The artistic movement that emerged across Europe in the 1890s synthesized Morris’s retrospective bent with the capabilities of new printing technology. It felt like an antidote to the loud, hard-edged display types that had dominated the century. The style went by a different name in every country: Modern Style in Britain, Jugendstil in Germany, the Vienna Secession in Austria. Arguably the movement's most iconic artist, Czech painter Alphonse Mucha, worked in France. And many of us know the movement best by its French name, Art Nouveau.
As the 19th century ended, Paris prepared to open its underground rail system. The entrances to the underground stations posed a particular design challenge: they had to fit in compact urban spaces, they had to be quick and affordable to make, and they had to not be ugly. The Art Nouveau architect Hector Guimard landed the job, designing visually light canopies and light stands, built from iron and glass. Their forms, vineal and lively, resembled plants—he even painted the iron verdigris green to emphasize the effect. The word ‘Métropolitain’ announced each entrance, rendered in a Guimard-designed type, all asymmetrical capitals, undulating above and below the constraints of cap height.

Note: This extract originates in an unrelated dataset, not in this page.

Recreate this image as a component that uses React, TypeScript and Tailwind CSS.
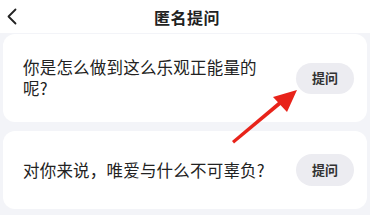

The Guimard Métro entrances were the perfect representation of turn-of-the-century Paris. His work captured all of the imposition of machine on human, human on nature, order on chaos, and the slippery flourishing of all things given time to adjust. The story of the 19th century ended there, on the Paris sidewalks: industry, branding, ordered public space, emergent aestheticism, technology, synthesized in the stage upon which the 20th century would stomp, its imprint in one word, ‘Métropolitain’.
Naturally, the public hated it. Today, little remains of Guimard’s architecture at all. A more just world might remember Guimard as the Gaudí of Paris—an architect so on-brand his name would instantly conjure scenes of the city. Sadly, Guimard is not Paris’s architect. But he is Paris’s type designer. His Métropolitain type couldn’t be from anywhere else; whatever else they’re supposed to express, Art Nouveau-inspired fonts still say Paris.
It’s an early case study in the synchronicity of place and type. The early 20th century would provide rich ground for designers across Europe to explore the expressive potential of display types.